After David spares Saul’s life a second time in 1 Samuel 26, he refuses to return home to Israel. He still fears Saul, and rightly so. But instead of staying where he is, David flees to a surprising place: into the land of the Philistines, Israel’s arch-enemy.

Go read 1 Samuel 27. It’s not a bright spot in David’s life.

In fact, it’s difficult to know what to do with it. Faithful David seems lost. He gives himself over to a foreign king in a foreign land, hiring himself out as a mercenary. Though the cities he raids aren’t Israel’s, he lies about what he’s doing, kills everyone so no one can break his cover, and puts himself in a deeply compromising situation. It’s the kind of season of David’s life that he wouldn’t put on his resume. Reading it later on as a member of the nation of Israel would have surely been jarring. His actions seem so out of character. No inquiring God for direction. Just merciless killing and lying. By this point of the story, we’ve become fans of David. It was clear he was the chosen one, the king Israel longed for. But why does it feel like a different person in this chapter?

As commentator Dale Ralph Davis says, by the time we finish the chapter, we’ve likely become an angry reader. Perhaps we even feel betrayed by him. Who is this David? What is he doing? These are the kinds of things that we’d see on the back-alleys of Twitter today, the rumors we hope aren’t true.

David is a sympathetic figure. He’s relentlessly hunted by Saul. He’s away from home. David is as good a guy as a good guy can get. But now? He’s a disappointment. There isn’t even a mention of God 1 Samuel 27. That’s no oversight. It’s an insight into David’s mindset. Far from depending upon God in the wilderness, he’s left him to make his own path.

For all the questions we have about David, Dale Ralph Davis helps us see what’s going on inside our hearts as we read the story

Did you ever think that perhaps the writer is trying to correct your mistake? Yes, you, Bible reader that you are, may have fallen into the trap of hero worship, of looking on your pet Bible characters and exalting them too highly. Why should you be surprised, shocked, off ended? Why should you talk about “betrayal”? The text is saying that this chosen, anointed servant is made of the same stuff as all the Lord’s people. Must we throw out God’s kingdom because not only its subjects but even its premier servants are sinners? Karl Gutbrod is right: the text will not allow us to view Saul with only contempt and save nothing but admiration for David; the text resists every attempt to make David the mirror of all virtue.[1]

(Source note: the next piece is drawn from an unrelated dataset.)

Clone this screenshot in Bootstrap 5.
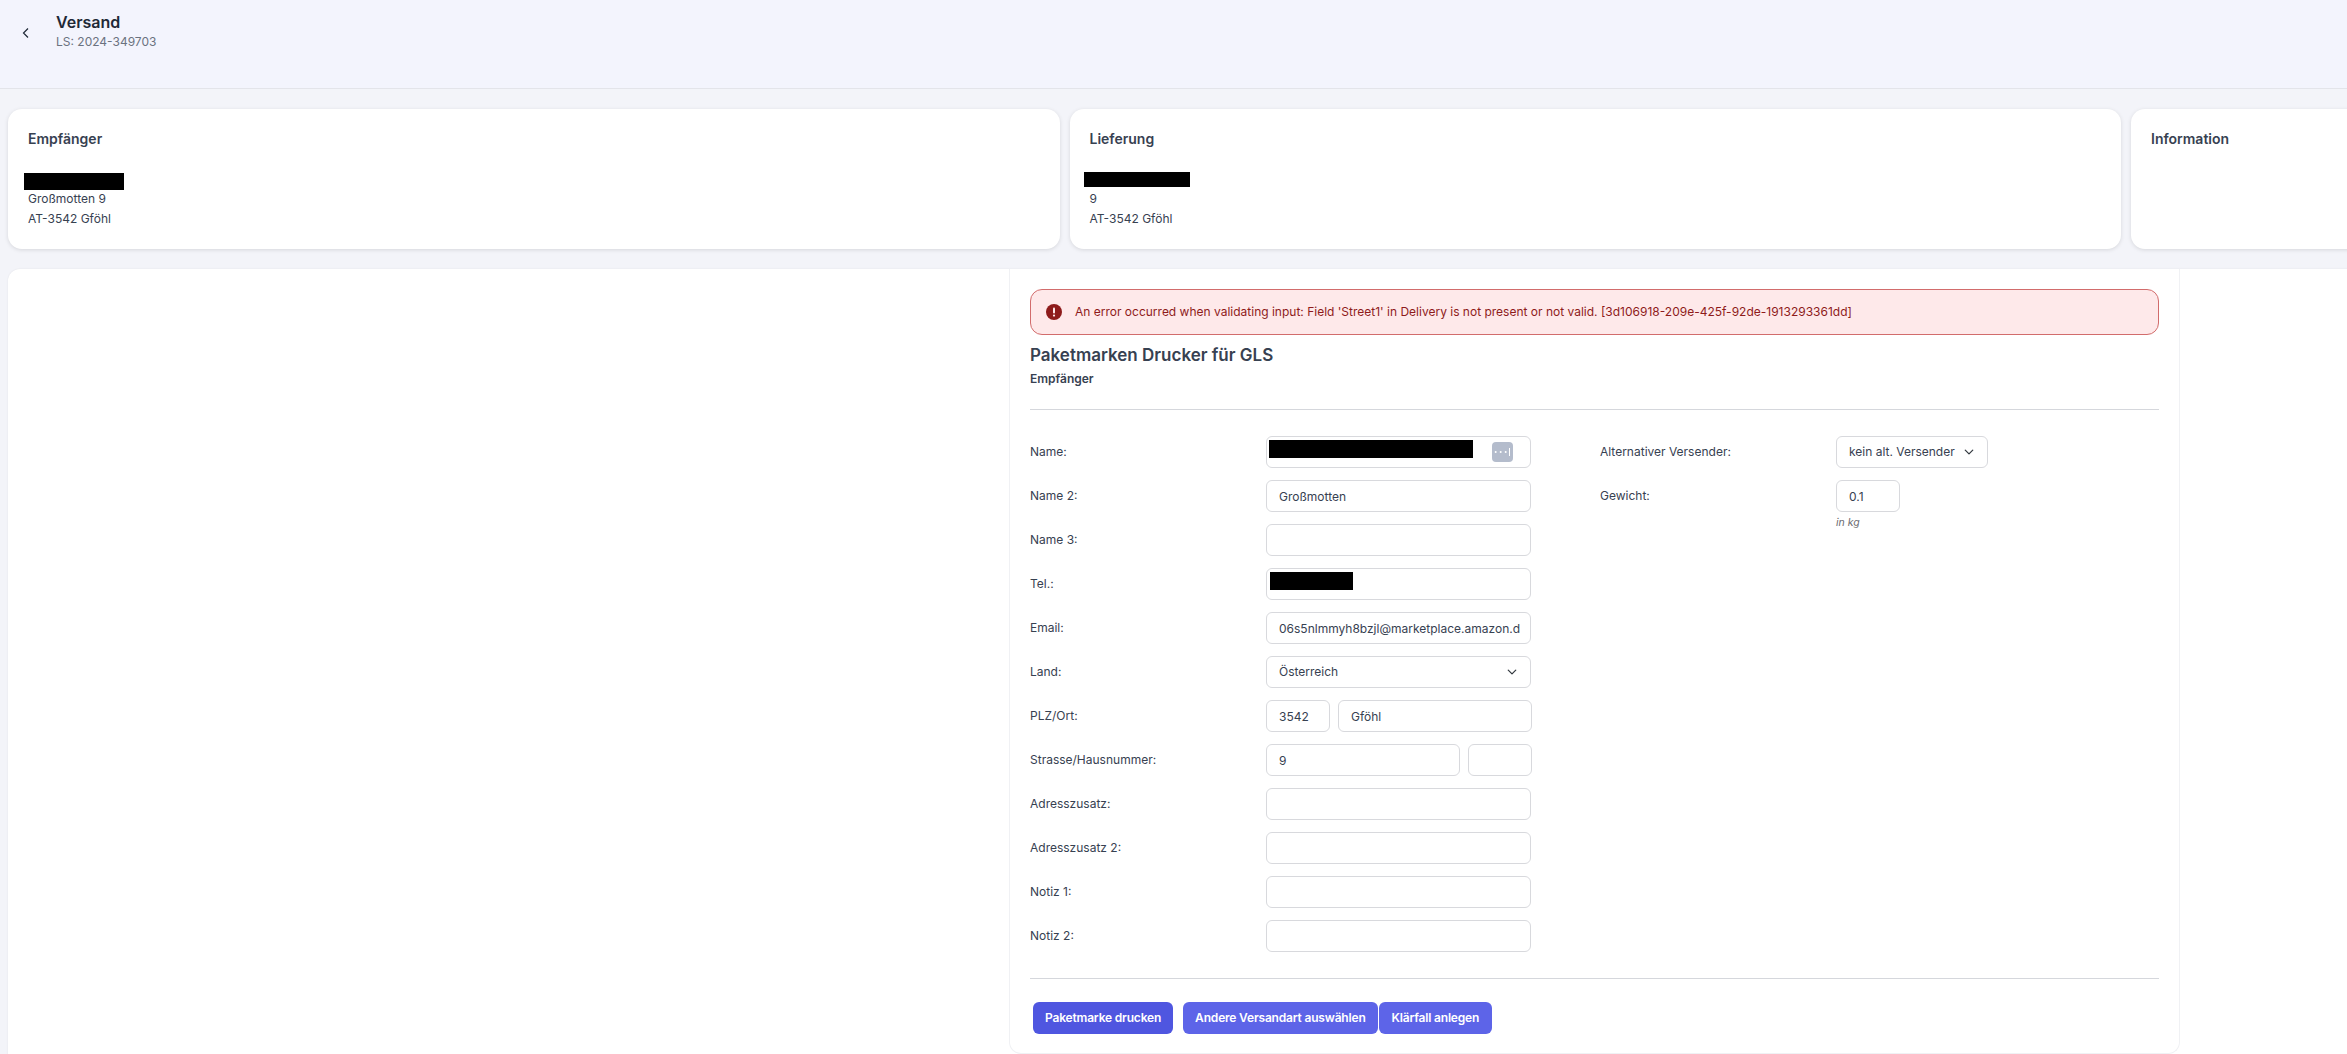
<!DOCTYPE html>
<html lang="de">

<head>
    <meta charset="UTF-8">
    <title>Versand</title>
    <link rel="stylesheet" href="https://cdn.jsdelivr.net/npm/bootstrap@5.3.0/dist/css/bootstrap.min.css">
    <style>
        body {
            background-color: #f3f4f9;
            color: #374151;
            font-family: Inter, "Liberation Sans", sans-serif;
            font-size: 12px;
            height: 1054px;
            overflow: hidden;
        }

        .top-bar {
            height: 89px;
            background-color: #f3f4fd;
            border-bottom: 1px solid #e3e4ea;
            padding: 12px 0 0 20px;
        }

        .top-back {
            width: 36px;
            padding-top: 11px;
            color: #1f2937;
        }

        .top-title {
            font-size: 16px;
            font-weight: 600;
            line-height: 20px;
            color: #1f2937;
        }

        .top-sub {
            font-size: 12px;
            line-height: 18px;
            margin-top: 1px;
            color: #6b7280;
        }

        .info-row {
            padding: 20px 8px;
            gap: 10px;
            width: 3300px;
        }

        .info-card {
            flex: 0 0 1051.5px;
            height: 140px;
            border: 0;
            border-radius: 14px;
            box-shadow: 0 1px 4px rgba(0, 0, 0, .12);
            padding: 20px;
            position: relative;
        }

        .info-title {
            font-size: 14px;
            font-weight: 600;
            line-height: 20px;
            color: #374151;
            margin-bottom: 40px;
        }

        .info-line {
            line-height: 20px;
            color: #374151;
        }

        .black-box {
            position: absolute;
            background-color: #000;
        }

        .box-a {
            left: 16px;
            top: 64px;
            width: 100px;
            height: 17px;
        }

        .box-b {
            left: 14px;
            top: 63px;
            width: 106px;
            height: 15px;
        }

        .box-name {
            left: 3px;
            top: 4px;
            width: 204px;
            height: 18px;
        }

        .box-tel {
            left: 4px;
            top: 4px;
            width: 83px;
            height: 18px;
        }

        .main-panel {
            margin: 0 0 0 8px;
            width: 2400px;
            background-color: #fff;
            border-radius: 12px 12px 0 0;
            height: 790px;
            padding-left: 1001px;
            box-shadow: 0 0 2px rgba(0, 0, 0, .08);
        }

        .form-panel {
            width: 1171px;
            height: 785px;
            padding: 20px;
            border: 1px solid #f0f1f4;
            border-top: 0;
            border-radius: 0 0 12px 12px;
        }

        .error-box {
            height: 46px;
            margin: 0;
            padding: 0 0 0 15px;
            background-color: #fee9ea;
            border: 1px solid #d26c6c;
            border-radius: 12px;
            color: #8e1b1b;
            font-size: 12px;
            gap: 13px;
        }

        .form-title {
            font-size: 17px;
            font-weight: 600;
            line-height: 24px;
            color: #374151;
            margin: 8px 0 0;
        }

        .form-sub {
            font-size: 12px;
            font-weight: 600;
            line-height: 18px;
            color: #374151;
            margin-top: 3px;
        }

        .line-a {
            margin: 21px 0 26px;
            border-color: #d5d7dc;
            opacity: 1;
        }

        .line-b {
            margin: 26px 0 23px;
            border-color: #d5d7dc;
            opacity: 1;
        }

        .field-col {
            width: 501px;
            gap: 12px;
        }

        .side-col {
            margin-left: 69px;
            gap: 12px;
        }

        .field-label {
            flex: 0 0 236px;
            line-height: 31px;
            color: #374151;
        }

        .field-wrap {
            flex: 0 0 265px;
            gap: 8px;
            position: relative;
        }

        .field-wrap.wrap-split {
            flex-basis: 266px;
        }

        .form-control.field-input,
        .form-select.field-input {
            height: 32px;
            min-height: 32px;
            padding: 0 8px 0 12px;
            border: 1px solid #d8d9dd;
            border-radius: 6px;
            font-size: 12px;
            line-height: 30px;
            color: #374151;
        }

        .form-select.field-input {
            background-position: right 12px center;
            background-size: 12px 10px;
            padding-right: 30px;
        }

        .w-short {
            flex: 0 0 64px;
            width: 64px;
        }

        .w-alt {
            width: 152px;
        }

        .dots-btn {
            position: absolute;
            right: 18px;
            top: 6px;
            width: 21px;
            height: 20px;
            background-color: #b4bccc;
            border-radius: 4px;
        }

        .hint-text {
            font-size: 10.5px;
            font-style: italic;
            color: #6b6b70;
            line-height: 14px;
            margin-top: 4px;
        }

        .action-btn {
            height: 32px;
            padding: 0 12px;
            border: 0;
            border-radius: 6px;
            font-size: 12px;
            font-weight: 600;
            letter-spacing: -.18px;
            line-height: 32px;
            color: #fff;
            background-color: #5d64e8;
        }

        .action-main {
            background-color: #4f56e0;
            margin: 0 10px 0 3px;
        }

        .action-last {
            margin-left: 1px;
            padding: 0 13px;
        }
    </style>
</head>

<body>
    <div class="top-bar d-flex">
        <div class="top-back">
            <svg width="12" height="14" viewBox="0 0 12 14" fill="none" stroke="currentColor" stroke-width="1.2">
                <path d="M8 2.5 3.5 7 8 11.5" />
            </svg>
        </div>
        <div>
            <div class="top-title">Versand</div>
            <div class="top-sub">LS: 2024-349703</div>
        </div>
    </div>

    <div class="info-row d-flex">
        <div class="card info-card">
            <div class="info-title">Empfänger</div>
            <div class="info-line">Großmotten 9</div>
            <div class="info-line">AT-3542 Gföhl</div>
            <div class="black-box box-a"></div>
        </div>
        <div class="card info-card">
            <div class="info-title">Lieferung</div>
            <div class="info-line">9</div>
            <div class="info-line">AT-3542 Gföhl</div>
            <div class="black-box box-b"></div>
        </div>
        <div class="card info-card">
            <div class="info-title">Information</div>
        </div>
    </div>

    <div class="main-panel">
        <div class="form-panel">
            <div class="alert alert-danger error-box d-flex align-items-center">
                <svg width="16" height="16" viewBox="0 0 16 16">
                    <circle cx="8" cy="8" r="8" fill="#8e1b1b" />
                    <rect x="7" y="3.5" width="2" height="6" rx="1" fill="#fee8e9" />
                    <circle cx="8" cy="11.6" r="1.1" fill="#fee8e9" />
                </svg>
                <span>An error occurred when validating input: Field 'Street1' in Delivery is not present or not valid. [3d106918-209e-425f-92de-1913293361dd]</span>
            </div>

            <h2 class="form-title">Paketmarken Drucker für GLS</h2>
            <div class="form-sub">Empfänger</div>
            <hr class="line-a">

            <div class="d-flex">
                <div class="field-col d-flex flex-column">
                    <div class="d-flex">
                        <label class="field-label">Name:</label>
                        <div class="field-wrap d-flex">
                            <input class="form-control field-input" type="text">
                            <div class="black-box box-name"></div>
                            <div class="dots-btn d-flex align-items-center justify-content-center">
                                <svg width="17" height="10" viewBox="0 0 17 10" fill="#fff">
                                    <circle cx="1.7" cy="5" r="1" />
                                    <circle cx="6.7" cy="5" r="1" />
                                    <circle cx="11.7" cy="5" r="1" />
                                    <rect x="15" y="1" width="1" height="8" />
                                </svg>
                            </div>
                        </div>
                    </div>
                    <div class="d-flex">
                        <label class="field-label">Name 2:</label>
                        <div class="field-wrap d-flex"><input class="form-control field-input" type="text" value="Großmotten"></div>
                    </div>
                    <div class="d-flex">
                        <label class="field-label">Name 3:</label>
                        <div class="field-wrap d-flex"><input class="form-control field-input" type="text"></div>
                    </div>
                    <div class="d-flex">
                        <label class="field-label">Tel.:</label>
                        <div class="field-wrap d-flex">
                            <input class="form-control field-input" type="text">
                            <div class="black-box box-tel"></div>
                        </div>
                    </div>
                    <div class="d-flex">
                        <label class="field-label">Email:</label>
                        <div class="field-wrap d-flex"><input class="form-control field-input" type="text" value="06s5nlmmyh8bzjl@marketplace.amazon.d"></div>
                    </div>
                    <div class="d-flex">
                        <label class="field-label">Land:</label>
                        <div class="field-wrap d-flex">
                            <select class="form-select field-input">
                                <option>Österreich</option>
                            </select>
                        </div>
                    </div>
                    <div class="d-flex">
                        <label class="field-label">PLZ/Ort:</label>
                        <div class="field-wrap wrap-split d-flex">
                            <input class="form-control field-input w-short" type="text" value="3542">
                            <input class="form-control field-input" type="text" value="Gföhl">
                        </div>
                    </div>
                    <div class="d-flex">
                        <label class="field-label">Strasse/Hausnummer:</label>
                        <div class="field-wrap wrap-split d-flex">
                            <input class="form-control field-input" type="text" value="9">
                            <input class="form-control field-input w-short" type="text">
                        </div>
                    </div>
                    <div class="d-flex">
                        <label class="field-label">Adresszusatz:</label>
                        <div class="field-wrap d-flex"><input class="form-control field-input" type="text"></div>
                    </div>
                    <div class="d-flex">
                        <label class="field-label">Adresszusatz 2:</label>
                        <div class="field-wrap d-flex"><input class="form-control field-input" type="text"></div>
                    </div>
                    <div class="d-flex">
                        <label class="field-label">Notiz 1:</label>
                        <div class="field-wrap d-flex"><input class="form-control field-input" type="text"></div>
                    </div>
                    <div class="d-flex">
                        <label class="field-label">Notiz 2:</label>
                        <div class="field-wrap d-flex"><input class="form-control field-input" type="text"></div>
                    </div>
                </div>

                <div class="side-col d-flex flex-column">
                    <div class="d-flex">
                        <label class="field-label">Alternativer Versender:</label>
                        <select class="form-select field-input w-alt">
                            <option>kein alt. Versender</option>
                        </select>
                    </div>
                    <div class="d-flex">
                        <label class="field-label">Gewicht:</label>
                        <div>
                            <input class="form-control field-input w-short" type="text" value="0.1">
                            <div class="hint-text">in kg</div>
                        </div>
                    </div>
                </div>
            </div>

            <hr class="line-b">

            <div class="d-flex">
                <button class="btn btn-primary action-btn action-main" type="button">Paketmarke drucken</button>
                <button class="btn btn-primary action-btn" type="button">Andere Versandart auswählen</button>
                <button class="btn btn-primary action-btn action-last" type="button">Klärfall anlegen</button>
            </div>
        </div>
    </div>

    <script src="https://cdn.jsdelivr.net/npm/bootstrap@5.3.0/dist/js/bootstrap.bundle.min.js"></script>
</body>

</html>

What Davis says about looking on our pet Bible characters and exalting them too highly has sprung out of the Bible and into the Church. We do this all the time, don’t we? A gifted preaches rises to prominence and we jump on the bandwagon. We don’t mean to make more of him than we ought, but it happens anyway. His leadership seems impressive. People come to Christ from his preaching. He moves us deeply, and we thank God for him.

Then it crumbles.

Heroes fall apart.

All but one.

And that’s the point. That’s where a chapter like 1 Samuel 27 can help us. There is only one hero. Others may good models in some areas, maybe even in most areas, but all but Christ are fallen.

The Bible warned us about this. We could overlook David’s actions here, but even if we do, we cannot when he takes advantage of Bathsheba and kills her husband. David’s sins, too, will find him out, and the whole nation will be impacted.

Putting our faith in someone other than Jesus will inevitably lead to disappointment. Yet we do it anyway. That’s why it hurts so bad when our heroes fall.

The solution isn’t to never have a hero. I don’t think we can live that way. We need someone to look up to. We just must be sure we’re looking to the right one. Jesus is all the hero we will ever need with none of the failures of all the others.

He will never let us down.

[1] Dale Ralph Davis, 1 Samuel: Looking on the Heart, Focus on the Bible Commentary (Scotland: Christian Focus Publications, 2000), 286–287.